DPL Secretary John S. Del Rosario disclosed last week that the department had signed an agreement with PTI. The deal ended a longstanding legal dispute between PTI and the defunct Marianas Public Lands Authority over easement fees.
“We will not charge them anything. We must make this sacrifice for greater benefits—that is, lower cost of business and opportunities for technological advancement,” Del Rosario said.
“It’s a sure step to preparing the NMI’s investment in telecommunications that would set it up as a future financial hub of the region. It should also give us the opportunity, through the benefits of IT [information technology], to move outside conventional wisdom by exploring cyber classrooms in the near term, as well as telemedicine,” he added.

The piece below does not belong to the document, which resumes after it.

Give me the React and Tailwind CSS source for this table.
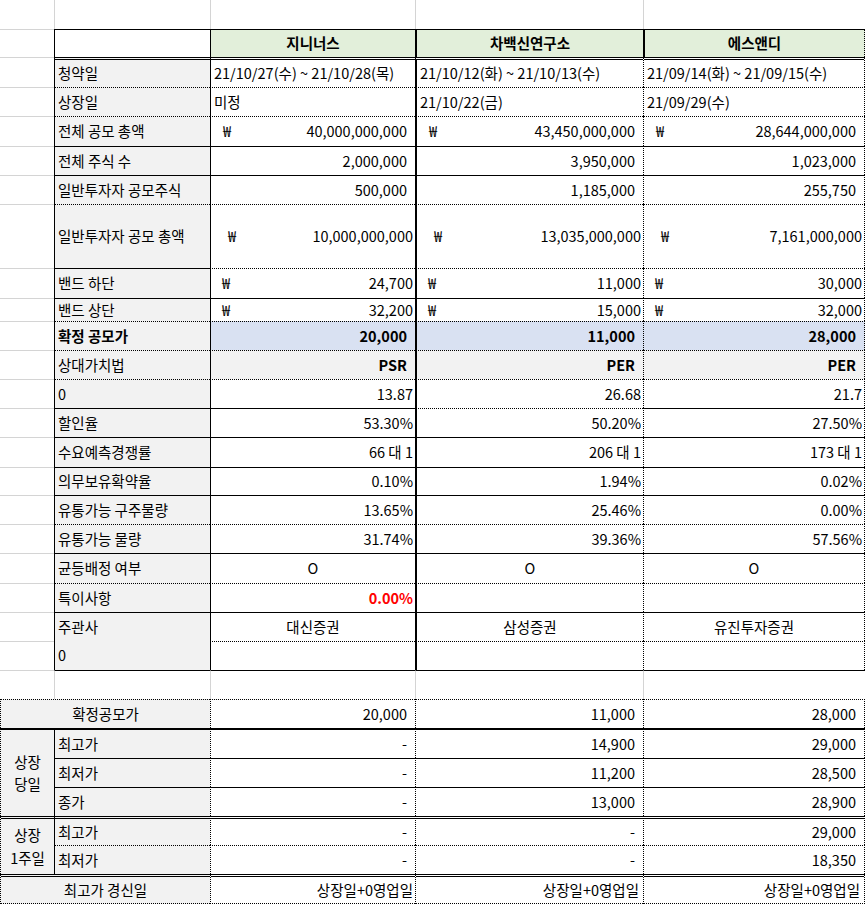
import React from 'react';

// column widths of the sheet
const W = {
  a: 'w-[54px]',
  b: 'w-[156px]',
  c: 'w-[205px]',
  d: 'w-[228px]',
  e: 'w-[222px]',
  ab: 'w-[210px]',
};

const TOP = {
  solid: '[border-top:1px_solid_#000]',
  dot: '[border-top:1px_dotted_#000]',
  dbl: '[border-top:3px_double_#000]',
  thick: '[border-top:2px_solid_#000]',
  gray: '[border-top:1px_solid_#d4d4d4]',
  none: '',
};

const LEFT = {
  solid: '[border-left:1px_solid_#000]',
  dot: '[border-left:1px_dotted_#000]',
  thick: '[border-left:2px_solid_#000]',
  gray: '[border-left:1px_solid_#d4d4d4]',
  none: '',
};

const RIGHT_DOT = '[border-right:1px_dotted_#000]';

const ALIGN = {
  l: 'justify-start pl-[3px]',
  r: 'justify-end pr-[8px]',
  rr: 'justify-end pr-[2px]',
  c: 'justify-center',
  won: 'justify-between pl-[12px] pr-[8px]',
  wonw: 'justify-between pl-[17px] pr-[2px]',
  wonb: 'justify-between pl-[11px] pr-[2px]',
};

const Cell = ({ className = '', children }) => (
  <div className={`flex shrink-0 items-center whitespace-nowrap ${className}`}>{children}</div>
);

const Value = ({ v }) => {
  if (!v) return null;
  const cls = `${v.bold ? 'font-bold' : ''} ${v.red ? 'text-[#ff0000]' : ''}`;
  if (v.k.startsWith('won')) {
    return (
      <>
        <span>₩</span>
        <span className={cls}>{v.s}</span>
      </>
    );
  }
  return <span className={cls}>{v.s}</span>;
};

const mk = (k, s, extra = {}) => ({ k, s, ...extra });

const rows1 = [
  { h: 'h-[30px]', t: ['dbl', 'dbl', 'dbl', 'dbl'], label: '청약일', v: [mk('l', '21/10/27(수) ~ 21/10/28(목)'), mk('l', '21/10/12(화) ~ 21/10/13(수)'), mk('l', '21/09/14(화) ~ 21/09/15(수)')] },
  { h: 'h-[29px]', t: ['dot', 'dot', 'dot', 'dot'], label: '상장일', v: [mk('l', '미정'), mk('l', '21/10/22(금)'), mk('l', '21/09/29(수)')] },
  { h: 'h-[30px]', t: ['dot', 'dot', 'dot', 'dot'], label: '전체 공모 총액', v: [mk('won', '40,000,000,000'), mk('won', '43,450,000,000'), mk('won', '28,644,000,000')] },
  { h: 'h-[29px]', t: ['solid', 'solid', 'solid', 'solid'], label: '전체 주식 수', v: [mk('r', '2,000,000'), mk('r', '3,950,000'), mk('r', '1,023,000')] },
  { h: 'h-[29px]', t: ['solid', 'solid', 'solid', 'solid'], label: '일반투자자 공모주식', v: [mk('r', '500,000'), mk('r', '1,185,000'), mk('r', '255,750')] },
  { h: 'h-[64px]', t: ['dot', 'dot', 'dot', 'dot'], label: '일반투자자 공모 총액', v: [mk('wonw', '10,000,000,000'), mk('wonw', '13,035,000,000'), mk('wonw', '7,161,000,000')] },
  { h: 'h-[30px]', t: ['solid', 'dot', 'dot', 'dot'], label: '밴드 하단', v: [mk('wonb', '24,700'), mk('wonb', '11,000'), mk('wonb', '30,000')] },
  { h: 'h-[23px]', t: ['solid', 'solid', 'solid', 'solid'], label: '밴드 상단', v: [mk('wonb', '32,200'), mk('wonb', '15,000'), mk('wonb', '32,000')] },
  { h: 'h-[29px]', t: ['dot', 'dot', 'dot', 'dot'], label: '확정 공모가', bold: true, bg: 'bg-[#d9e1f2]', v: [mk('r', '20,000', { bold: true }), mk('r', '11,000', { bold: true }), mk('r', '28,000', { bold: true })] },
  { h: 'h-[29px]', t: ['dot', 'dot', 'dot', 'dot'], label: '상대가치법', bg: 'bg-[#f2f2f2]', v: [mk('r', 'PSR', { bold: true }), mk('r', 'PER', { bold: true }), mk('r', 'PER', { bold: true })] },
  { h: 'h-[29px]', t: ['dot', 'dot', 'dot', 'dot'], label: '0', v: [mk('rr', '13.87'), mk('rr', '26.68'), mk('rr', '21.7')] },
  { h: 'h-[29px]', t: ['solid', 'solid', 'dot', 'solid'], label: '할인율', v: [mk('rr', '53.30%'), mk('rr', '50.20%'), mk('rr', '27.50%')] },
  { h: 'h-[30px]', t: ['solid', 'solid', 'solid', 'solid'], label: '수요예측경쟁률', v: [mk('rr', '66 대 1'), mk('rr', '206 대 1'), mk('rr', '173 대 1')] },
  { h: 'h-[28px]', t: ['solid', 'solid', 'solid', 'solid'], label: '의무보유확약율', v: [mk('rr', '0.10%'), mk('rr', '1.94%'), mk('rr', '0.02%')] },
  { h: 'h-[29px]', t: ['solid', 'solid', 'solid', 'solid'], label: '유통가능 구주물량', v: [mk('rr', '13.65%'), mk('rr', '25.46%'), mk('rr', '0.00%')] },
  { h: 'h-[29px]', t: ['dot', 'dot', 'dot', 'dot'], label: '유통가능 물량', v: [mk('rr', '31.74%'), mk('rr', '39.36%'), mk('rr', '57.56%')] },
  { h: 'h-[30px]', t: ['solid', 'solid', 'solid', 'solid'], label: '균등배정 여부', v: [mk('c', 'O'), mk('c', 'O'), mk('c', 'O')] },
  { h: 'h-[29px]', t: ['dot', 'dot', 'dot', 'dot'], label: '특이사항', v: [mk('rr', '0.00%', { bold: true, red: true }), null, null] },
];

const valueCols = [
  { w: W.c, left: LEFT.solid },
  { w: W.d, left: LEFT.thick },
  { w: W.e, left: LEFT.dot },
];

const BodyRow = ({ row }) => (
  <div className={`flex ${row.h}`}>
    <Cell className={`${W.a} ${TOP.gray}`} />
    <Cell className={`${W.b} ${TOP[row.t[0]]} ${LEFT.solid} bg-[#f2f2f2] pl-[3px] ${row.bold ? 'font-bold' : ''}`}>
      {row.label}
    </Cell>
    {valueCols.map((col, i) => {
      const v = row.v[i];
      return (
        <Cell
          key={i}
          className={`${col.w} ${TOP[row.t[i + 1]]} ${col.left} ${i === 2 ? RIGHT_DOT : ''} ${row.bg || ''} ${v ? ALIGN[v.k] : ''}`}
        >
          <Value v={v} />
        </Cell>
      );
    })}
  </div>
);

const rows2 = [
  { h: 'h-[30px]', t: 'thick', label: '최고가', v: ['-', '14,900', '29,000'] },
  { h: 'h-[29px]', t: 'solid', label: '최저가', v: ['-', '11,200', '28,500'] },
  { h: 'h-[29px]', t: 'solid', label: '종가', v: ['-', '13,000', '28,900'] },
];

const rows3 = [
  { h: 'h-[29px]', t: 'dbl', label: '최고가', v: ['-', '-', '29,000'] },
  { h: 'h-[29px]', t: 'dot', label: '최저가', v: ['-', '-', '18,350'] },
];

const ValueCells = ({ t, v, pr = 'pr-[8px]' }) => (
  <>
    <Cell className={`${W.c} ${TOP[t]} ${LEFT.dot} justify-end ${pr}`}>{v[0]}</Cell>
    <Cell className={`${W.d} ${TOP[t]} ${LEFT.dot} justify-end ${pr}`}>{v[1]}</Cell>
    <Cell className={`${W.e} ${TOP[t]} ${LEFT.dot} ${RIGHT_DOT} justify-end ${pr}`}>{v[2]}</Cell>
  </>
);

const Group = ({ title1, title2, rows, h }) => (
  <div className={`flex ${h}`}>
    <div className={`${W.a} ${TOP[rows[0].t]} ${LEFT.dot} bg-[#f2f2f2] flex shrink-0 flex-col items-center justify-center gap-[8px]`}>
      <span>{title1}</span>
      <span>{title2}</span>
    </div>
    <div className="flex flex-col">
      {rows.map((r, i) => (
        <div key={i} className={`flex ${r.h}`}>
          <Cell className={`${W.b} ${TOP[r.t]} ${LEFT.solid} bg-[#f2f2f2] pl-[3px]`}>{r.label}</Cell>
          <ValueCells t={r.t} v={r.v} />
        </div>
      ))}
    </div>
  </div>
);

export default function App() {
  return (
    <div className="w-[865px] h-[905px] overflow-hidden bg-white text-black text-[14.5px] leading-none [font-family:'Noto_Sans_CJK_KR','Noto_Sans',sans-serif]">
      {/* blank first row of the sheet */}
      <div className="flex h-[29px]">
        <Cell className={W.a} />
        <Cell className={`${W.b} ${LEFT.gray}`} />
        <Cell className={`${W.c} ${LEFT.gray}`} />
        <Cell className={`${W.d} ${LEFT.gray}`} />
        <Cell className={`${W.e} ${LEFT.gray}`} />
      </div>

      {/* header */}
      <div className="flex h-[28px] font-bold">
        <Cell className={`${W.a} ${TOP.gray}`} />
        <Cell className={`${W.b} ${TOP.solid} ${LEFT.solid}`} />
        <Cell className={`${W.c} ${TOP.solid} ${LEFT.solid} bg-[#e2efda] justify-center`}>지니너스</Cell>
        <Cell className={`${W.d} ${TOP.solid} ${LEFT.thick} bg-[#e2efda] justify-center`}>차백신연구소</Cell>
        <Cell className={`${W.e} ${TOP.solid} ${LEFT.thick} ${RIGHT_DOT} bg-[#e2efda] justify-center`}>에스앤디</Cell>
      </div>

      {rows1.map((row, i) => (
        <BodyRow key={i} row={row} />
      ))}

      {/* 주관사 block, label cell spans two rows */}
      <div className="flex h-[58px]">
        <div className="flex flex-col">
          <Cell className={`${W.a} h-[29px] ${TOP.gray}`} />
          <Cell className={`${W.a} h-[29px] ${TOP.gray}`} />
        </div>
        <div className={`${W.b} ${TOP.solid} ${LEFT.solid} bg-[#f2f2f2] pl-[3px] flex shrink-0 flex-col`}>
          <div className="flex h-[28px] items-center">주관사</div>
          <div className="flex h-[29px] items-center">0</div>
        </div>
        <div className="flex flex-col">
          <div className="flex h-[29px]">
            <Cell className={`${W.c} ${TOP.solid} ${LEFT.solid} justify-center`}>대신증권</Cell>
            <Cell className={`${W.d} ${TOP.solid} ${LEFT.thick} justify-center`}>삼성증권</Cell>
            <Cell className={`${W.e} ${TOP.solid} ${LEFT.dot} ${RIGHT_DOT} justify-center`}>유진투자증권</Cell>
          </div>
          <div className="flex h-[29px]">
            <Cell className={`${W.c} ${TOP.dot} ${LEFT.solid}`} />
            <Cell className={`${W.d} ${TOP.dot} ${LEFT.thick}`} />
            <Cell className={`${W.e} ${TOP.dot} ${LEFT.dot} ${RIGHT_DOT}`} />
          </div>
        </div>
      </div>

      {/* empty spacer row */}
      <div className="flex h-[29px]">
        <Cell className={`${W.a} ${TOP.gray}`} />
        <Cell className={`${W.b} ${TOP.solid} ${LEFT.gray}`} />
        <Cell className={`${W.c} ${TOP.solid} ${LEFT.gray}`} />
        <Cell className={`${W.d} ${TOP.solid} ${LEFT.gray}`} />
        <Cell className={`${W.e} ${TOP.solid} ${LEFT.gray}`} />
      </div>

      {/* listing-day price table */}
      <div className="flex h-[29px]">
        <Cell className={`${W.ab} ${TOP.dot} ${LEFT.dot} bg-[#f2f2f2] justify-center`}>확정공모가</Cell>
        <ValueCells t="dot" v={['20,000', '11,000', '28,000']} />
      </div>

      <Group title1="상장" title2="당일" rows={rows2} h="h-[88px]" />
      <Group title1="상장" title2="1주일" rows={rows3} h="h-[58px]" />

      <div className="flex h-[30px]">
        <Cell className={`${W.ab} ${TOP.dbl} ${LEFT.dot} bg-[#f2f2f2] justify-center [border-bottom:1px_dotted_#000]`}>
          최고가 경신일
        </Cell>
        <Cell className={`${W.c} ${TOP.dbl} ${LEFT.dot} justify-end pr-[2px] [border-bottom:1px_dotted_#000]`}>상장일+0영업일</Cell>
        <Cell className={`${W.d} ${TOP.dbl} ${LEFT.dot} justify-end pr-[4px] [border-bottom:1px_dotted_#000]`}>상장일+0영업일</Cell>
        <Cell className={`${W.e} ${TOP.dbl} ${LEFT.dot} ${RIGHT_DOT} justify-end pr-[4px] [border-bottom:1px_dotted_#000]`}>상장일+0영업일</Cell>
      </div>
    </div>
  );
}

MPLA had demanded that PTI pay easement fees of some $650,000 for its use of public lands for underground cable lines in 2004 to 2005, and approximately $1.5 million for the preceding 10 years.
PTI had refused to pay, arguing that the buried cables were part of the franchise system. The firm also maintained that the retroactive imposition of an easement fee was unfair, MPLA’s predecessor, the Marianas Public Lands Corp., never expressed any intention to assess those fees on Verizon, which controlled Micronesian Telecommunications Corp. at the time.
Negotiations between both camps failed to result in any compromise. MPLA ended up filing a lawsuit against PTI.
MTC laid underground cable lines on public lands in the CNMI in the 1980s. The buried lines ensure continued communications and the people’s safety during typhoons and other calamities. PTI acquired MTC and its telecommunication assets in 2005.